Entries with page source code
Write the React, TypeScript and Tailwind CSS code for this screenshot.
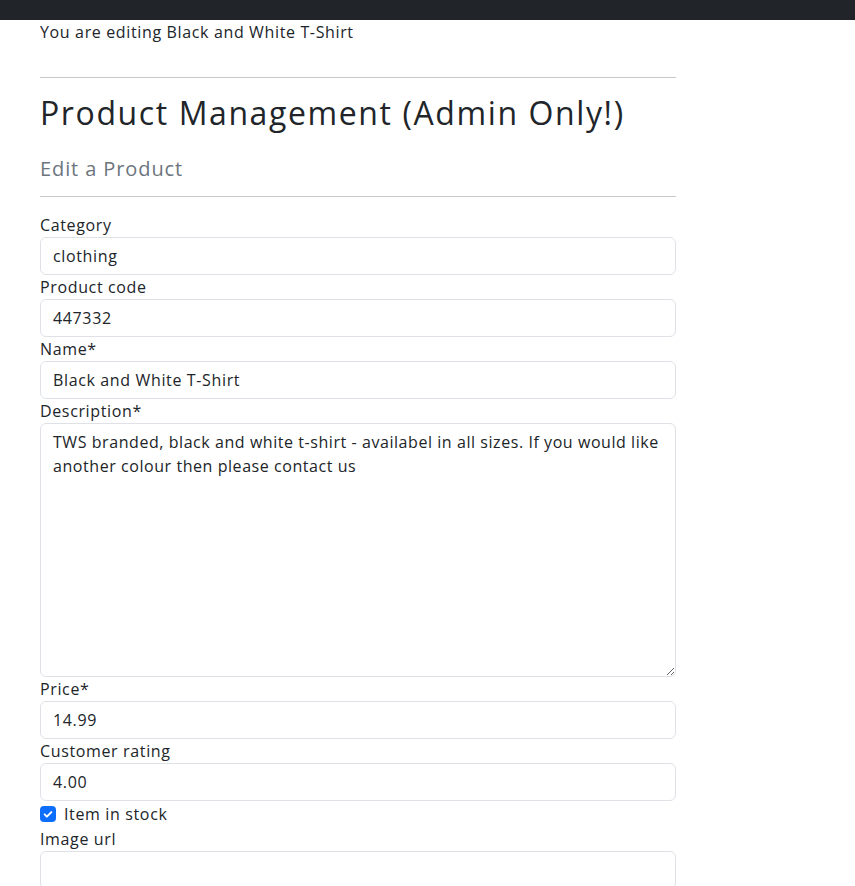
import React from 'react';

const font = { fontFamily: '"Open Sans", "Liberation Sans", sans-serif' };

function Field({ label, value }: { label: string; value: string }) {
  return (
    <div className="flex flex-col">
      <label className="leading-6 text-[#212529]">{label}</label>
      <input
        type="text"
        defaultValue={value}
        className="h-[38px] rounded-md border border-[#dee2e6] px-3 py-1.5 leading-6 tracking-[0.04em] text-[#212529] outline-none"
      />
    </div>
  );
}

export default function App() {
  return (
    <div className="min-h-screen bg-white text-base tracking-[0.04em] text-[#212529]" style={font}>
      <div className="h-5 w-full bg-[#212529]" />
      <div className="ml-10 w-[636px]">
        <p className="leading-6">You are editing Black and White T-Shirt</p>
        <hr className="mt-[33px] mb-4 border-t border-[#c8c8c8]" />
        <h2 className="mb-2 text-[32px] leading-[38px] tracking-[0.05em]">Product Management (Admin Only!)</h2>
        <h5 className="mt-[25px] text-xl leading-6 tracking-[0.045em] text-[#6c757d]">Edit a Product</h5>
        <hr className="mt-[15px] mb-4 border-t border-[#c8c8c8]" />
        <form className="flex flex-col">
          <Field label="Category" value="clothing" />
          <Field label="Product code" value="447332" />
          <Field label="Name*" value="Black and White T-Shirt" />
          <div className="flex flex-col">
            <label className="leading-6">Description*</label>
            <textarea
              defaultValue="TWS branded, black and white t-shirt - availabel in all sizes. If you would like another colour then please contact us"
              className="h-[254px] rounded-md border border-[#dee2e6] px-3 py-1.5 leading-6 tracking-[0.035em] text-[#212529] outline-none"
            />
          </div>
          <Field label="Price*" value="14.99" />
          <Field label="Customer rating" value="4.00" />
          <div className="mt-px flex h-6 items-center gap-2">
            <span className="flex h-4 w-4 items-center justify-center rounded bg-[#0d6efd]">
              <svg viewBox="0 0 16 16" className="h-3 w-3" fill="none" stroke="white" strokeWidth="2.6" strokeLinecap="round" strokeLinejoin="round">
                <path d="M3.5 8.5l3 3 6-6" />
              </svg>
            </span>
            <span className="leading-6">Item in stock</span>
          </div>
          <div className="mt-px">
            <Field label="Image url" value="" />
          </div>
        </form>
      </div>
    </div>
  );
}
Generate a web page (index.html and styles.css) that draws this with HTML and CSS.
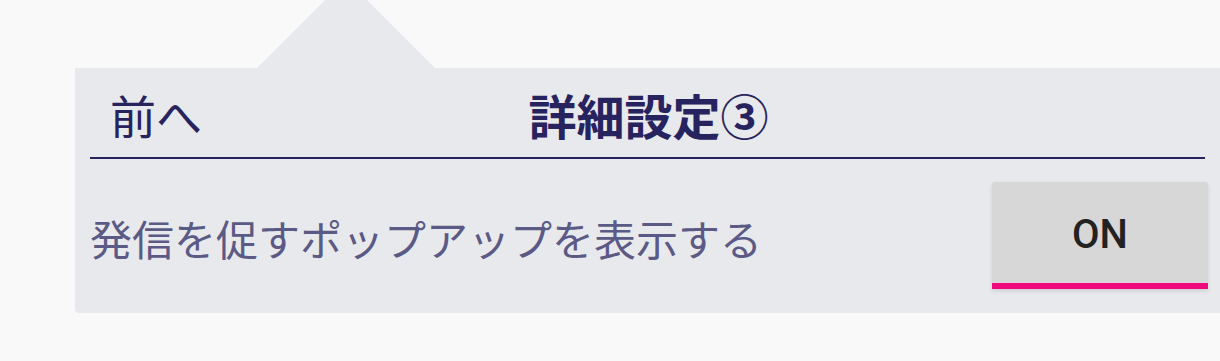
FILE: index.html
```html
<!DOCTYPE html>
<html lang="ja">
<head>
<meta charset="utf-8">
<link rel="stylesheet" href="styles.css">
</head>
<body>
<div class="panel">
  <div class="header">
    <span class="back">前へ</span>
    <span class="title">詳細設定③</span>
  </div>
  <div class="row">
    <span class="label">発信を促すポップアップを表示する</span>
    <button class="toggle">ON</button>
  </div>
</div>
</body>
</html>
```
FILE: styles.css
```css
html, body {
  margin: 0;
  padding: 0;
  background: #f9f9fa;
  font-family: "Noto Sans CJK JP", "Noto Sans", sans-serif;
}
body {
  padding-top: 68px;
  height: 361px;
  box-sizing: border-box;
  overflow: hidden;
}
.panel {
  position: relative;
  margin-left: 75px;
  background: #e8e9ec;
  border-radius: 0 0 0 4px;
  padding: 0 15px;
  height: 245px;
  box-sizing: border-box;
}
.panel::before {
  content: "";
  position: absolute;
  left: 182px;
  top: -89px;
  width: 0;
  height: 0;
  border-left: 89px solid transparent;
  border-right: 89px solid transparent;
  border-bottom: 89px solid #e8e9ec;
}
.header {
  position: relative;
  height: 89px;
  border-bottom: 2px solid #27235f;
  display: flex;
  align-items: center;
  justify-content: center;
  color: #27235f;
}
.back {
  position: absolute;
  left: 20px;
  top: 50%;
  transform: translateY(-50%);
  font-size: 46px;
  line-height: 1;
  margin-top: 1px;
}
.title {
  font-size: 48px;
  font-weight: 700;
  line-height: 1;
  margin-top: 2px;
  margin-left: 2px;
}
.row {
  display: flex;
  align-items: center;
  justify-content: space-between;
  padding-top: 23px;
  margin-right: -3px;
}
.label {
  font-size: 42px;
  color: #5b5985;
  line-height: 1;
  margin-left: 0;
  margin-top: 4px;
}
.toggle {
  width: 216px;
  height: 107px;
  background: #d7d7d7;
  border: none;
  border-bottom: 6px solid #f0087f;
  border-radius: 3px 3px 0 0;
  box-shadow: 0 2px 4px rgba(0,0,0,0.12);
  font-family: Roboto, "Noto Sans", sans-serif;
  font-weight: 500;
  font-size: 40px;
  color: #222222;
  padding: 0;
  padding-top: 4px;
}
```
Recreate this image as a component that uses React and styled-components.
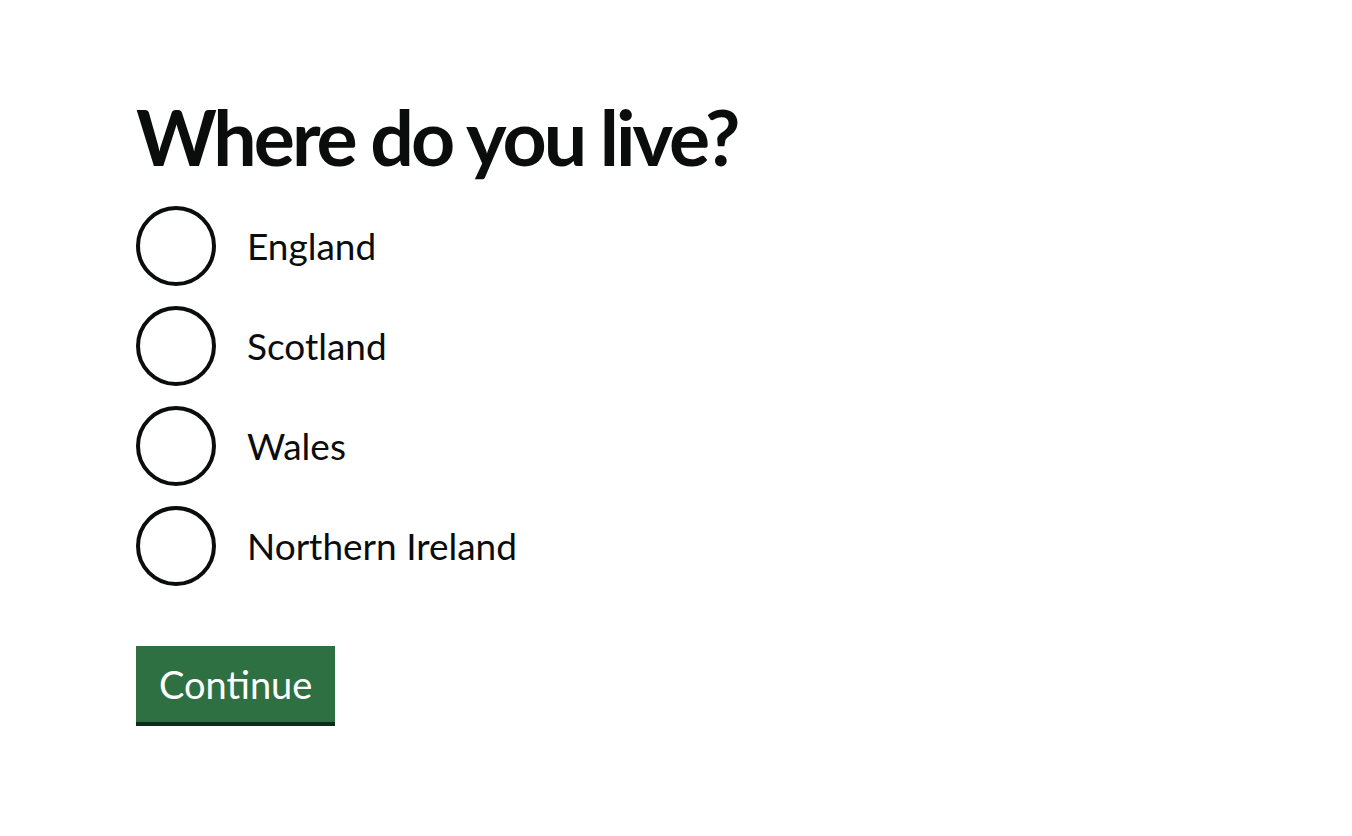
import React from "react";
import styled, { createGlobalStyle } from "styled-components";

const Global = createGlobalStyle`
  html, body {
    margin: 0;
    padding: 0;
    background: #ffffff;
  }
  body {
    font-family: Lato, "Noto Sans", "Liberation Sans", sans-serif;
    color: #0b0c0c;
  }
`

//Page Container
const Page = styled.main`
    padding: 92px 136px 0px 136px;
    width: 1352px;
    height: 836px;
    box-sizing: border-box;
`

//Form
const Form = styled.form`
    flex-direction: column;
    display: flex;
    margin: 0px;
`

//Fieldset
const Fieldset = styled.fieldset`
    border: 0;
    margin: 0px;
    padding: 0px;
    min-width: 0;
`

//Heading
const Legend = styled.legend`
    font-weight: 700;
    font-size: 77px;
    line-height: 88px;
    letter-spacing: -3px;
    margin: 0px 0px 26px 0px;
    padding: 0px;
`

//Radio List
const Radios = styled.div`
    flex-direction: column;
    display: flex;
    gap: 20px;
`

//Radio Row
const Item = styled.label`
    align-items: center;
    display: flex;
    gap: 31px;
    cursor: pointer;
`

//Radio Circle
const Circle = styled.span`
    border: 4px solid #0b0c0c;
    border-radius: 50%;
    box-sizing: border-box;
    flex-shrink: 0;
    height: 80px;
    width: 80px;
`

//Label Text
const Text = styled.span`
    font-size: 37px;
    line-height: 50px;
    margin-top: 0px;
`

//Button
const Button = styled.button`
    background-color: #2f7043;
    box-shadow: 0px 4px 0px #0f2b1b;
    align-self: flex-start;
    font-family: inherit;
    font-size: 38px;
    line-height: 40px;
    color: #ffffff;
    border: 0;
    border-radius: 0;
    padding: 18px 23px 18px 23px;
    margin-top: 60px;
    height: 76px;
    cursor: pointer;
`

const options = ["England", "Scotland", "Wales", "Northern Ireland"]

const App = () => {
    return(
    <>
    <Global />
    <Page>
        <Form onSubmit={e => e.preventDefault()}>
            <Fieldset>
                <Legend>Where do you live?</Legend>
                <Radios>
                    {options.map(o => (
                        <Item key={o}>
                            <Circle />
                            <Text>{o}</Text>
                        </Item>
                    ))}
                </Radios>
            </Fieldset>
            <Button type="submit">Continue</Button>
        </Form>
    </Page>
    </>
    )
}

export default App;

→ SHORT PROBLEM:
Repeat every record precisely. Any picture among them stays out of the copy.

→ EXERCISE ANSWER:
Write the React, TypeScript and Tailwind CSS code for this screenshot.
import React from 'react';

const font = { fontFamily: '"Open Sans", "Liberation Sans", sans-serif' };

function Field({ label, value }: { label: string; value: string }) {
  return (
    <div className="flex flex-col">
      <label className="leading-6 text-[#212529]">{label}</label>
      <input
        type="text"
        defaultValue={value}
        className="h-[38px] rounded-md border border-[#dee2e6] px-3 py-1.5 leading-6 tracking-[0.04em] text-[#212529] outline-none"
      />
    </div>
  );
}

export default function App() {
  return (
    <div className="min-h-screen bg-white text-base tracking-[0.04em] text-[#212529]" style={font}>
      <div className="h-5 w-full bg-[#212529]" />
      <div className="ml-10 w-[636px]">
        <p className="leading-6">You are editing Black and White T-Shirt</p>
        <hr className="mt-[33px] mb-4 border-t border-[#c8c8c8]" />
        <h2 className="mb-2 text-[32px] leading-[38px] tracking-[0.05em]">Product Management (Admin Only!)</h2>
        <h5 className="mt-[25px] text-xl leading-6 tracking-[0.045em] text-[#6c757d]">Edit a Product</h5>
        <hr className="mt-[15px] mb-4 border-t border-[#c8c8c8]" />
        <form className="flex flex-col">
          <Field label="Category" value="clothing" />
          <Field label="Product code" value="447332" />
          <Field label="Name*" value="Black and White T-Shirt" />
          <div className="flex flex-col">
            <label className="leading-6">Description*</label>
            <textarea
              defaultValue="TWS branded, black and white t-shirt - availabel in all sizes. If you would like another colour then please contact us"
              className="h-[254px] rounded-md border border-[#dee2e6] px-3 py-1.5 leading-6 tracking-[0.035em] text-[#212529] outline-none"
            />
          </div>
          <Field label="Price*" value="14.99" />
          <Field label="Customer rating" value="4.00" />
          <div className="mt-px flex h-6 items-center gap-2">
            <span className="flex h-4 w-4 items-center justify-center rounded bg-[#0d6efd]">
              <svg viewBox="0 0 16 16" className="h-3 w-3" fill="none" stroke="white" strokeWidth="2.6" strokeLinecap="round" strokeLinejoin="round">
                <path d="M3.5 8.5l3 3 6-6" />
              </svg>
            </span>
            <span className="leading-6">Item in stock</span>
          </div>
          <div className="mt-px">
            <Field label="Image url" value="" />
          </div>
        </form>
      </div>
    </div>
  );
}
Generate a web page (index.html and styles.css) that draws this with HTML and CSS.
FILE: index.html
```html
<!DOCTYPE html>
<html lang="ja">
<head>
<meta charset="utf-8">
<link rel="stylesheet" href="styles.css">
</head>
<body>
<div class="panel">
  <div class="header">
    <span class="back">前へ</span>
    <span class="title">詳細設定③</span>
  </div>
  <div class="row">
    <span class="label">発信を促すポップアップを表示する</span>
    <button class="toggle">ON</button>
  </div>
</div>
</body>
</html>
```
FILE: styles.css
```css
html, body {
  margin: 0;
  padding: 0;
  background: #f9f9fa;
  font-family: "Noto Sans CJK JP", "Noto Sans", sans-serif;
}
body {
  padding-top: 68px;
  height: 361px;
  box-sizing: border-box;
  overflow: hidden;
}
.panel {
  position: relative;
  margin-left: 75px;
  background: #e8e9ec;
  border-radius: 0 0 0 4px;
  padding: 0 15px;
  height: 245px;
  box-sizing: border-box;
}
.panel::before {
  content: "";
  position: absolute;
  left: 182px;
  top: -89px;
  width: 0;
  height: 0;
  border-left: 89px solid transparent;
  border-right: 89px solid transparent;
  border-bottom: 89px solid #e8e9ec;
}
.header {
  position: relative;
  height: 89px;
  border-bottom: 2px solid #27235f;
  display: flex;
  align-items: center;
  justify-content: center;
  color: #27235f;
}
.back {
  position: absolute;
  left: 20px;
  top: 50%;
  transform: translateY(-50%);
  font-size: 46px;
  line-height: 1;
  margin-top: 1px;
}
.title {
  font-size: 48px;
  font-weight: 700;
  line-height: 1;
  margin-top: 2px;
  margin-left: 2px;
}
.row {
  display: flex;
  align-items: center;
  justify-content: space-between;
  padding-top: 23px;
  margin-right: -3px;
}
.label {
  font-size: 42px;
  color: #5b5985;
  line-height: 1;
  margin-left: 0;
  margin-top: 4px;
}
.toggle {
  width: 216px;
  height: 107px;
  background: #d7d7d7;
  border: none;
  border-bottom: 6px solid #f0087f;
  border-radius: 3px 3px 0 0;
  box-shadow: 0 2px 4px rgba(0,0,0,0.12);
  font-family: Roboto, "Noto Sans", sans-serif;
  font-weight: 500;
  font-size: 40px;
  color: #222222;
  padding: 0;
  padding-top: 4px;
}
```
Recreate this image as a component that uses React and styled-components.
import React from "react";
import styled, { createGlobalStyle } from "styled-components";

const Global = createGlobalStyle`
  html, body {
    margin: 0;
    padding: 0;
    background: #ffffff;
  }
  body {
    font-family: Lato, "Noto Sans", "Liberation Sans", sans-serif;
    color: #0b0c0c;
  }
`

//Page Container
const Page = styled.main`
    padding: 92px 136px 0px 136px;
    width: 1352px;
    height: 836px;
    box-sizing: border-box;
`

//Form
const Form = styled.form`
    flex-direction: column;
    display: flex;
    margin: 0px;
`

//Fieldset
const Fieldset = styled.fieldset`
    border: 0;
    margin: 0px;
    padding: 0px;
    min-width: 0;
`

//Heading
const Legend = styled.legend`
    font-weight: 700;
    font-size: 77px;
    line-height: 88px;
    letter-spacing: -3px;
    margin: 0px 0px 26px 0px;
    padding: 0px;
`

//Radio List
const Radios = styled.div`
    flex-direction: column;
    display: flex;
    gap: 20px;
`

//Radio Row
const Item = styled.label`
    align-items: center;
    display: flex;
    gap: 31px;
    cursor: pointer;
`

//Radio Circle
const Circle = styled.span`
    border: 4px solid #0b0c0c;
    border-radius: 50%;
    box-sizing: border-box;
    flex-shrink: 0;
    height: 80px;
    width: 80px;
`

//Label Text
const Text = styled.span`
    font-size: 37px;
    line-height: 50px;
    margin-top: 0px;
`

//Button
const Button = styled.button`
    background-color: #2f7043;
    box-shadow: 0px 4px 0px #0f2b1b;
    align-self: flex-start;
    font-family: inherit;
    font-size: 38px;
    line-height: 40px;
    color: #ffffff;
    border: 0;
    border-radius: 0;
    padding: 18px 23px 18px 23px;
    margin-top: 60px;
    height: 76px;
    cursor: pointer;
`

const options = ["England", "Scotland", "Wales", "Northern Ireland"]

const App = () => {
    return(
    <>
    <Global />
    <Page>
        <Form onSubmit={e => e.preventDefault()}>
            <Fieldset>
                <Legend>Where do you live?</Legend>
                <Radios>
                    {options.map(o => (
                        <Item key={o}>
                            <Circle />
                            <Text>{o}</Text>
                        </Item>
                    ))}
                </Radios>
            </Fieldset>
            <Button type="submit">Continue</Button>
        </Form>
    </Page>
    </>
    )
}

export default App;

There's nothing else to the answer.